[4] Cartwright Ady read widely from a young age, covering historical Italian texts, contemporary fiction and current British art publications.
She greatly admired the poetry of Robert Browning and his collection Men and Women (1855) with its poems ‘Fra Filippo Lippi’ and ‘Andrea del Sarto’, inspired by Italian Renaissance painters, was particularly influential.
She read works on Renaissance art, including those of Anna Jameson, John Ruskin, Charles Lock Eastlake, Walter Pater, and particularly the New History of Painting in Italy by Joseph Archer Crowe and Giovanni Battista Cavalcaselle.
She visited Italy at least three times in the 1870s and on one of these occasions met Rev William Henry Ady whom she persuaded to take up the post of rector at Edgcote and married in 1880.

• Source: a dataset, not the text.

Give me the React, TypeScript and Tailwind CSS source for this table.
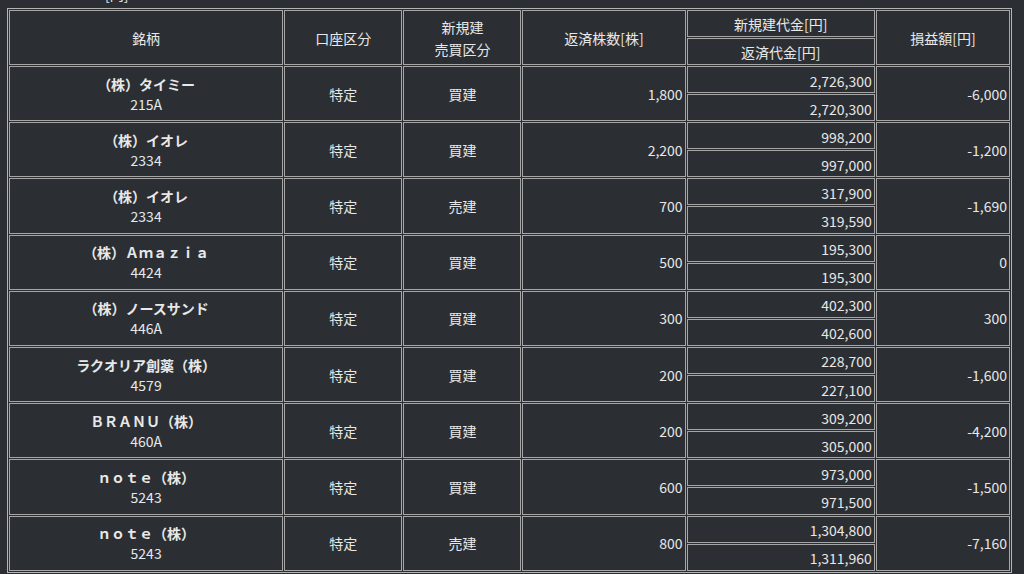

[7][11] Cartwright Ady's most celebrated books were her biographies of Isabella d'Este,[12] the Renaissance art patron, and her younger sister, Beatrice d'Este,[13] Cartwright Ady highlighted the lives of women in other writings, including books on Dorothy Sidney, mistress of Edmund Waller, Henrietta, Duchess of Orléans, sister of Charles II, Baldassare Castiglione and Christina of Denmark, the art-loving Danish expatriate.